The CAFC also noted that although Gore asserted several defenses: inventorship, inadequate written description, obviousness, and anticipation, the trial court did not have the benefit of this court’s clarification, and did not review those defenses under this standard.
The CAFC directed that on remand, the district court should determine whether a “reasonable litigant could realistically expect” those defenses to succeed.
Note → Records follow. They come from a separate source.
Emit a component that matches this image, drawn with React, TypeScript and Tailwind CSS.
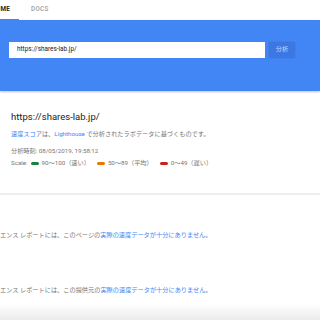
import React from 'react';

const font = "font-['Roboto','Noto_Sans_CJK_JP',sans-serif]";

const scale = [
  { label: '90〜100（速い）', color: 'bg-[#178239]' },
  { label: '50〜89（平均）', color: 'bg-[#e67700]' },
  { label: '0〜49（遅い）', color: 'bg-[#c7221f]' },
];

export default function App() {
  return (
    <div className={`relative w-[320px] h-[320px] overflow-hidden bg-white ${font}`}>
      {/* Tabs */}
      <div className="h-[20px] flex items-stretch ml-[-18px] text-[6.3px] font-medium tracking-[0.3px]">
        <div className="px-[9px] flex items-center border-b-[1.5px] border-[#4285f4] text-[#212121] font-bold">HOME</div>
        <div className="pl-[12px] flex items-center text-[#9e9e9e]">DOCS</div>
      </div>

      {/* Search band */}
      <div className="h-[71px] bg-[#4285f4] shadow-[0_1px_2px_rgba(0,0,0,0.25)] pt-[22px] pl-[9px]">
        <div className="flex gap-[4px]">
          <div className="w-[256px] h-[16px] bg-white flex items-center pl-[8px] text-[6.4px] text-[#212121]">
            https://shares-lab.jp/
          </div>
          <div className="w-[26px] h-[16px] bg-[#3b78e3] shadow-[0_0_1px_rgba(0,0,0,0.2)] flex items-center justify-center text-[6.2px] text-[#c9dafb]">
            分析
          </div>
        </div>
      </div>

      {/* Summary */}
      <div className="pl-[11px] pt-[20px]">
        <div className="text-[9.5px] leading-[12px] text-[#212121]">https://shares-lab.jp/</div>
        <div className="mt-[6px] text-[6.2px] leading-[10px] text-[#757575] whitespace-nowrap">
          <span className="text-[#4285f4]">速度スコア</span>は、<span className="text-[#4285f4]">Lighthouse</span> で分析されたラボデータに基づくものです。
        </div>
        <div className="mt-[7px] text-[6.2px] leading-[10px] text-[#757575]">分析時刻: 08/05/2019, 19:58:12</div>
        <div className="mt-[2px] flex items-center text-[6.2px] leading-[10px] text-[#757575] whitespace-nowrap">
          <span>Scale:</span>
          {scale.map((s) => (
            <span key={s.label} className="flex items-center ml-[3px] mr-[4px]">
              <span className={`w-[8px] h-[3px] rounded-full ${s.color} mr-[3px]`} />
              {s.label}
            </span>
          ))}
        </div>
      </div>

      <div className="mt-[25px] h-[2px] bg-[#eeeeee]" />

      <div className="mt-[35px] text-[6.2px] leading-[10px] text-[#757575] whitespace-nowrap">
        エンス レポートには、このページの<span className="text-[#4285f4]">実際の速度データが十分にありません</span>。
      </div>
      <div className="mt-[45px] text-[6.2px] leading-[10px] text-[#757575] whitespace-nowrap">
        エンス レポートには、この提供元の<span className="text-[#4285f4]">実際の速度データが十分にありません</span>。
      </div>

      <div className="absolute inset-x-0 bottom-0 h-[16px] bg-gradient-to-b from-white to-[#ebebeb]" />
    </div>
  );
}
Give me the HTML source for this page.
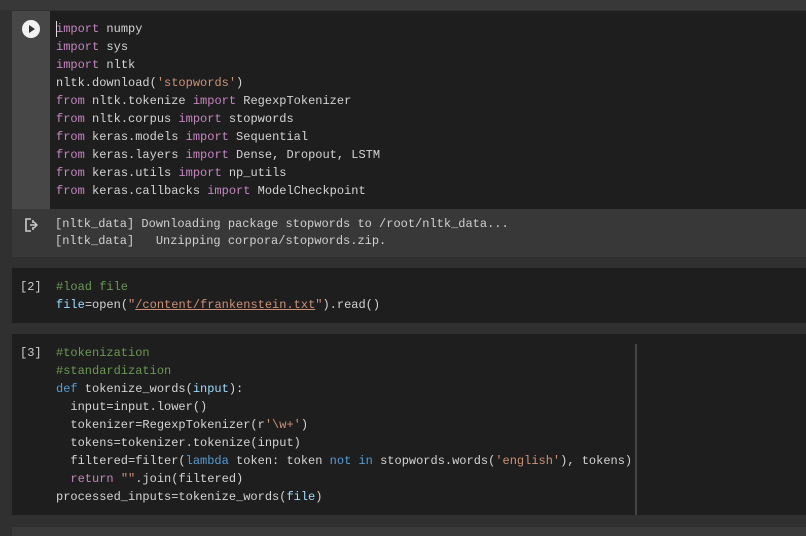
<!DOCTYPE html>
<html><head><style>
*{margin:0;padding:0;box-sizing:border-box}
body{width:806px;height:536px;background:#303030;overflow:hidden;position:relative;font-family:"Liberation Mono",monospace;font-size:12px;color:#d4d4d4}
.abs{position:absolute}
pre{font-family:"Liberation Mono",monospace;font-size:12px;line-height:18px;white-space:pre}
.k{color:#c586c0}.s{color:#ce9178}.c{color:#6a9955}.b{color:#569cd6}.v{color:#9cdcfe}
</style></head><body>
<div class="abs" style="left:0;top:0;width:806px;height:10px;background:#383838"></div>
<div class="abs" style="left:12px;top:11px;width:794px;height:198px;background:#1e1e1e"></div>
<div class="abs" style="left:12px;top:11px;width:38px;height:198px;background:#474747"></div>
<div class="abs" style="left:22px;top:20px;width:18px;height:18px;border-radius:50%;background:#f2f2f2"></div>
<div class="abs" style="left:29px;top:25px;width:0;height:0;border-left:6px solid #333;border-top:4px solid transparent;border-bottom:4px solid transparent"></div>
<pre class="abs" style="left:56px;top:20px"><span class="k">import</span> numpy
<span class="k">import</span> sys
<span class="k">import</span> nltk
nltk.download(<span class="s">'stopwords'</span>)
<span class="k">from</span> nltk.tokenize <span class="k">import</span> RegexpTokenizer
<span class="k">from</span> nltk.corpus <span class="k">import</span> stopwords
<span class="k">from</span> keras.models <span class="k">import</span> Sequential
<span class="k">from</span> keras.layers <span class="k">import</span> Dense, Dropout, LSTM
<span class="k">from</span> keras.utils <span class="k">import</span> np_utils
<span class="k">from</span> keras.callbacks <span class="k">import</span> ModelCheckpoint</pre>
<div class="abs" style="left:56px;top:21px;width:1px;height:16px;background:#ddd"></div>
<div class="abs" style="left:12px;top:209px;width:794px;height:48px;background:#383838"></div>
<svg class="abs" style="left:24px;top:218px" width="16" height="14" viewBox="0 0 16 14"><path d="M7 1H2v12h5M9 2v3M9 9v3" stroke="#ccc" stroke-width="1.6" fill="none"/><path d="M6 7h7M10 4l3 3-3 3" stroke="#ccc" stroke-width="1.4" fill="none"/></svg>
<pre class="abs" style="left:55px;top:216px;line-height:17px;color:#d0d0d0">[nltk_data] Downloading package stopwords to /root/nltk_data...
[nltk_data]   Unzipping corpora/stopwords.zip.</pre>
<div class="abs" style="left:12px;top:268px;width:794px;height:55px;background:#1e1e1e"></div>
<pre class="abs" style="left:20px;top:278px;color:#cfcfcf">[2]</pre>
<pre class="abs" style="left:56px;top:278px"><span class="c">#load file</span>
<span class="v">file</span>=open(<span class="s">"<u>/content/frankenstein.txt</u>"</span>).read()</pre>
<div class="abs" style="left:12px;top:334px;width:794px;height:181px;background:#1e1e1e"></div>
<div class="abs" style="left:635px;top:344px;width:2px;height:171px;background:#444"></div>
<pre class="abs" style="left:20px;top:344px;color:#cfcfcf">[3]</pre>
<pre class="abs" style="left:56px;top:344px"><span class="c">#tokenization</span>
<span class="c">#standardization</span>
<span class="b">def</span> tokenize_words(<span class="v">input</span>):
  input=input.lower()
  tokenizer=RegexpTokenizer(r<span class="s">'\w+'</span>)
  tokens=tokenizer.tokenize(input)
  filtered=filter(<span class="b">lambda</span> token: token <span class="b">not</span> <span class="b">in</span> stopwords.words(<span class="s">'english'</span>), tokens)
  <span class="k">return</span> <span class="s">""</span>.join(filtered)
processed_inputs=tokenize_words(<span class="v">file</span>)</pre>
<div class="abs" style="left:12px;top:527px;width:794px;height:9px;background:#3a3a3a"></div>
</body></html>
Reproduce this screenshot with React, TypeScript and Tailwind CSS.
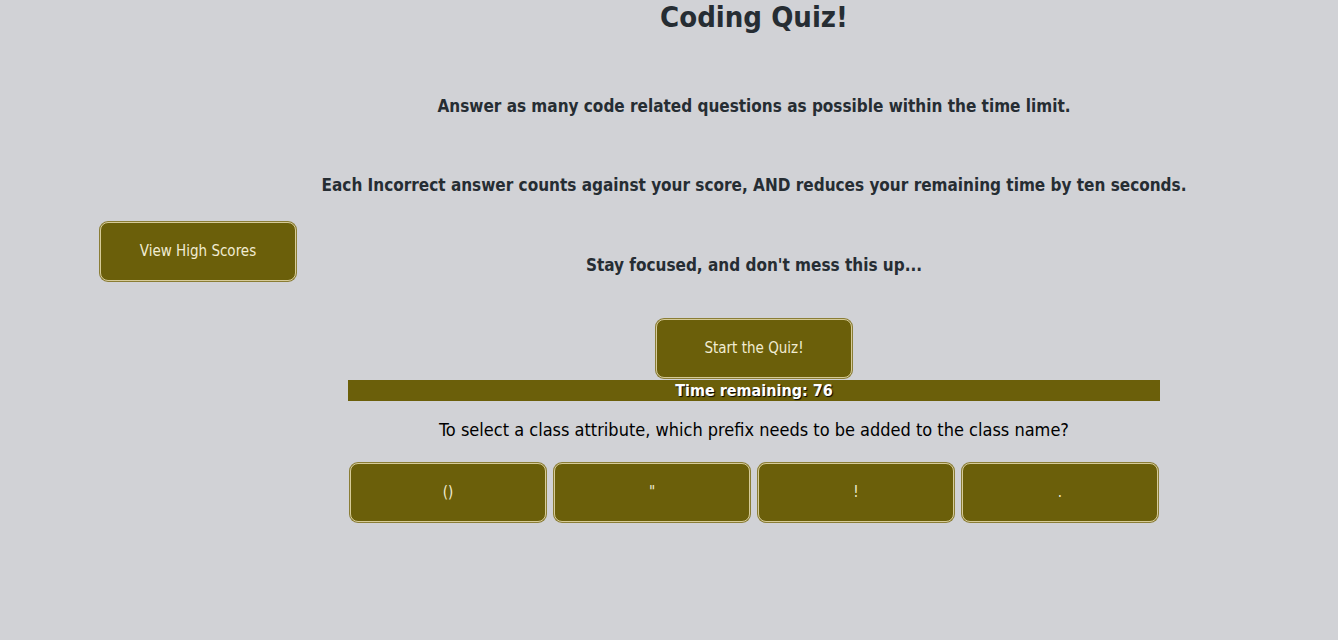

Also, the CAFC noted that if the asserted defenses were not reasonable, only then can the jury’s subjective willfulness finding be reviewed for substantial evidence.
Thus, the CAFC vacated the previous determination of willfulness and remanded for further proceedings consistent with the ruling.
Concurring and Dissenting Opinions
Judge Newman wrote her opinion concurring in the vacatur, and dissenting from the partial remand. Judge Newman noted that it is not clear why a remand is necessary in light of the standard enunciated and that remand is unnecessary.
Judge Newman opined that the general standard for willful infringement accompanied by multiplication of damages is whether the accused infringer acted unreasonably and with knowledge that it was infringing a patent, and that the determination includes an estimation of the reasonableness of the infringer’s view of patent validity and infringement, in view of all facts that could reasonably be included in the evaluation.
As to whether Gore met the standard of willful wrongdoing, Judge Newman said that culpable action must be shown with sufficient definiteness to warrant the enhanced damages, and that Gore’s actions involve a host of potentially relevant facts that Gore could reasonably have believed would invalidate the Goldfarb patent. Thus, Judge Newman concluded that willful infringement is not supportable.